Apocalyptical Survey: The world might be ending Dec. 21, but most Armenians disagree with Mayans

Apocalyptical Survey: The world might be ending Dec. 21, but most Armenians disagree with Mayans

The nail-biting ‘apocalyptical’ suspense imposed on modern-day mankind by an ancient Central American civilization is ending within hours as the last day in the Mayan calendar may just prove to be the unlikely end of the entire humanity after all.
Anahit Bakhshyan
Paruyr Hayrikyan
Sofi Mkheyan
Vahagn Hayrapetyan
Ruzan Arakelyan

Amid skepticism voiced by science nerds, dismissive attitudes reigning among the clergy and cautious optimism seen among ordinary folks, the apocalyptic obsession goes on in what may be the “dying” hours and minutes of all time.

“It’s not over till it’s over” was the optimistic note struck by most of ArmeniaNow interviewees in a small un-scientific survey conducted on the eve of the looming “Doomsday”, December 21, among some well-known public figures and ordinary members of the public.

Heritage Party member Anahit Bakhshyan says she just can’t get the meaning of the expression, “End of the World”.

“In any case, if such a thing was about to happen, I would want to be together with my children and grandchildren, having a very good time before seeing in the Apocalypse in high spirits,” says the ex-lawmaker.

National Self-Determination Union Chairman Paruyr Hayrikyan says he’d devote the last day of life to writing a testament.

“Perhaps I’m not that strong a believer, but still I am religious and do not accept such things. One must continue doing good things, spreading love, even on the last day of the world. As for me, I will also use the day to write a new testament or update the one that I already have,” says the former dissident who once braved the dreaded Soviet KGB fighting for an independent Armenia and now is a would-be presidential hopeful in the unfolding race for the office in 26 Baghramyan Street.

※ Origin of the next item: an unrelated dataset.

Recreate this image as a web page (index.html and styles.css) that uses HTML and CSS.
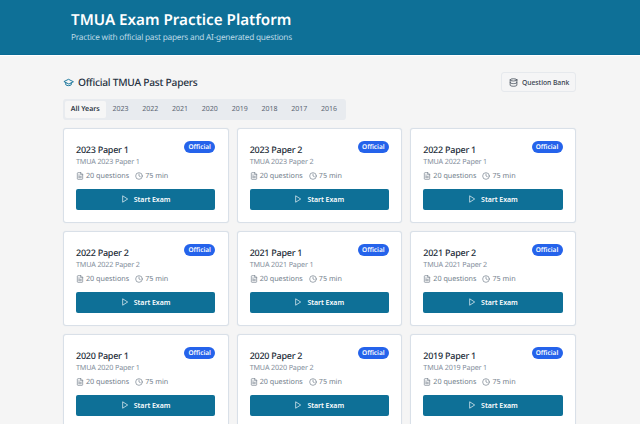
FILE: index.html
```html
<!DOCTYPE html>
<html>
<head>
	<meta charset="utf-8">
	<link rel="stylesheet" href="styles.css">
	<title>TMUA Exam Practice Platform</title>
</head>
<body>
	<svg class="sprite" width="0" height="0">
		<symbol id="i-doc" viewBox="0 0 24 24"><path d="M14 2H6a2 2 0 0 0-2 2v16a2 2 0 0 0 2 2h12a2 2 0 0 0 2-2V8z"/><path d="M14 2v6h6M16 13H8M16 17H8M10 9H8"/></symbol>
		<symbol id="i-clock" viewBox="0 0 24 24"><circle cx="12" cy="12" r="10"/><path d="M12 6v6l4 2"/></symbol>
		<symbol id="i-play" viewBox="0 0 24 24"><path d="M6 3l14 9-14 9z"/></symbol>
	</svg>

	<header class="top">
		<div class="wrap">
			<h1>TMUA Exam Practice Platform</h1>
			<p>Practice with official past papers and AI-generated questions</p>
		</div>
	</header>

	<div class="wrap main">
		<div class="heading">
			<h2>
				<svg class="cap" viewBox="0 0 24 24"><path d="M22 10L12 5 2 10l10 5z"/><path d="M6 12.5V17c3 2.5 9 2.5 12 0v-4.500"/></svg>
				Official TMUA Past Papers
			</h2>
			<button type="button" class="bank">
				<svg viewBox="0 0 24 24"><ellipse cx="12" cy="5" rx="9" ry="3"/><path d="M3 5v14c0 1.700 4 3 9 3s9-1.300 9-3V5"/><path d="M3 12c0 1.700 4 3 9 3s9-1.300 9-3"/></svg>
				Question Bank
			</button>
		</div>

		<div class="tabs">
			<span class="tab active">All Years</span>
			<span class="tab">2023</span>
			<span class="tab">2022</span>
			<span class="tab">2021</span>
			<span class="tab">2020</span>
			<span class="tab">2019</span>
			<span class="tab">2018</span>
			<span class="tab">2017</span>
			<span class="tab">2016</span>
		</div>

		<div class="grid" id="grid"></div>
	</div>

	<script>
		// liste des sujets
		var papers = [
			[2023, 1], [2023, 2], [2022, 1],
			[2022, 2], [2021, 1], [2021, 2],
			[2020, 1], [2020, 2], [2019, 1]
		];
		var html = "";
		for (var i = 0; i < papers.length; i++) {
			var name = papers[i][0] + " Paper " + papers[i][1];
			html += '<div class="card">'
				+ '<span class="badge">Official</span>'
				+ '<h3>' + name + '</h3>'
				+ '<div class="sub">TMUA ' + name + '</div>'
				+ '<div class="meta">'
				+ '<span><svg><use href="#i-doc"/></svg>20 questions</span>'
				+ '<span><svg><use href="#i-clock"/></svg>75 min</span>'
				+ '</div>'
				+ '<button type="button" class="start"><svg><use href="#i-play"/></svg>Start Exam</button>'
				+ '</div>';
		}
		document.getElementById("grid").innerHTML = html;
	</script>
</body>
</html>
```

FILE: styles.css
```css
html, body {
	height: 100%;
	overflow: hidden;
}

body {
	margin: 0;
	background-color: #f5f5f5;
	color: #212b36;
	font-family: "Noto Sans", "Open Sans", sans-serif;
	text-rendering: geometricPrecision;
}

.sprite {
	position: absolute;
}

svg {
	fill: none;
	stroke: currentColor;
	stroke-width: 2;
	stroke-linecap: round;
	stroke-linejoin: round;
}

.wrap {
	width: 513px;
	margin-left: 63px;
}

.top {
	height: 54px;
	background-color: #0e7097;
	border-bottom: 1px solid #0a6b95;
	box-shadow: 0 1px 0 #fff;
	color: #fff;
	overflow: hidden;
}

.top .wrap {
	margin-left: 71px;
	width: 500px;
	padding-top: 9px;
}

.top h1 {
	margin: 0;
	font-size: 15.200px;
	line-height: 22px;
	font-weight: 600;
}

.top p {
	margin: 0;
	font-size: 8.300px;
	letter-spacing: -0.25px;
	line-height: 13px;
	color: #bcd9e6;
}

.main {
	padding-top: 17px;
}

.heading {
	display: flex;
	justify-content: space-between;
	align-items: center;
	height: 20px;
}

h2 {
	display: flex;
	align-items: center;
	gap: 4px;
	margin: 0;
	font-size: 10.200px;
	letter-spacing: -0.25px;
	font-weight: 500;
	color: #25313f;
}

.cap {
	width: 11px;
	height: 11px;
	color: #0e7097;
}

.bank {
	display: flex;
	align-items: center;
	gap: 4px;
	width: 75px;
	height: 20px;
	padding: 0 0 0 7px;
	background-color: #f5f5f6;
	border: 1px solid #e6e9ed;
	border-radius: 3px;
	color: #37424f;
	font-family: inherit;
	font-size: 6.800px;
	letter-spacing: -0.05px;
	font-weight: 500;
}

.bank svg {
	width: 9px;
	height: 9px;
}

.tabs {
	display: inline-flex;
	margin-top: 7px;
	padding: 2px;
	background-color: #e8ebef;
	border-radius: 3px;
	height: 17px;
	gap: 0;
}

.tab {
	display: flex;
	align-items: center;
	padding: 0 6.900px;
	font-size: 7px;
	color: #5b6673;
	border-radius: 2px;
}

.tab.active {
	justify-content: center;
	box-sizing: border-box;
	width: 40.500px;
	padding: 0;
	background-color: #f6f6f6;
	color: #2c3743;
	font-weight: 600;
}

.grid {
	display: grid;
	grid-template-columns: repeat(3, 1fr);
	gap: 8px;
	margin-top: 8px;
}

.card {
	position: relative;
	box-sizing: border-box;
	height: 95px;
	padding: 13.500px 12.500px 0 12px;
	background-color: #fff;
	border: 1px solid #d9e0e8;
	border-radius: 3px;
	box-shadow: 0 0 1px #d9e0e8;
}

.badge {
	position: absolute;
	top: 12px;
	right: 12.500px;
	width: 31px;
	height: 11.500px;
	line-height: 11.500px;
	text-align: center;
	background-color: #2563eb;
	color: #fff;
	border-radius: 6px;
	font-size: 6.500px;
	font-weight: 600;
}

h3 {
	margin: 0;
	font-size: 9px;
	letter-spacing: -0.25px;
	line-height: 14px;
	font-weight: 500;
	color: #222c38;
}

.sub {
	font-size: 7.200px;
	letter-spacing: -0.15px;
	line-height: 11px;
	color: #838e9b;
}

.meta {
	display: flex;
	gap: 6px;
	margin-top: 3px;
	font-size: 7.200px;
	line-height: 11px;
	color: #727e8b;
}

.meta span {
	display: flex;
	align-items: center;
	gap: 2px;
}

.meta svg {
	width: 8px;
	height: 8px;
	margin-top: -1px;
}

.start {
	display: flex;
	align-items: center;
	justify-content: center;
	gap: 5px;
	width: 100%;
	height: 20.500px;
	margin-top: 7.500px;
	padding: 0;
	background-color: #0e7097;
	border: 0;
	border-radius: 2px;
	color: #fff;
	font-family: inherit;
	font-size: 7px;
	letter-spacing: -0.05px;
	font-weight: 600;
}

.start svg {
	width: 8px;
	height: 8px;
}
```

Well-known writer and publicist Meruzhan Ter-Gulanyan also spurns the talk about the upcoming end of the world.

“But if I knew anything like that was about to happen, I’d certainly be trying to get all the people that are dear to me in one place to say goodbye to all of them,” says the scholar.

Armenian pop singer Sofi Mkheyan hopes the coming “End of the World” will treat her kindly and she will still have a chance for a new CD release.

”I am going to meet the end of the world with a new CD. Listen to upbeat, good music and don’t think about such things. You’ll see that December 21 will come and go, there will be December 22, 23, etc.,” says the young singer, who, along with a number of other Armenian showbiz stars, is now being filmed for a New Year night television show – a sign reassuring her positive outlook for the future.

“I don’t believe in the end of the world, I believe in the beginning of the world, because if something ends, another new thing starts. I will see in the beginning of the world with great joy and satisfaction,” says popular jazz musician, Cats Quartet member Vahagn Hayrapetyan.

Armenian Revolutionary Federation member, ex-MP Ruzan Arakelyan ridicules the talk of the approaching Apocalypses.

”I treat stuff like that with humor, but unfortunately I see a lot of people who do believe in it, creating a kind of situation that psychologically limits time. I also think that talking about it and making a big deal out of it is inappropriate,” says Arakelyan.

But the woman adds: “If, God forbids, this were something likely to happen, I’d want to spend the last day of my life with my nine-year-old daughter. No matter how desperate I felt, I’d still try to cheer her up… Outside all of us there is another world where, if we live in a righteous way and be honest, God will love us again.”

Most ordinary citizens in Yerevan these days also treat the Doomsday theories with an air of skepticism, but still exercise caution “just in case”.

Susanna Petrosyan, a doctor from Yerevan, is one of such residents who thinks that the “better-safe-than-sorry” attitude works perfectly in situations like this.

The mother of two says: “I’ll take both my kids, one of whom attends school and the other kindergarten, to my mother’s place. That’s OK, let them miss classes on that day, and I will try to be back from work earlier than usual. In any case, I think this whole talk could not be completely groundless.”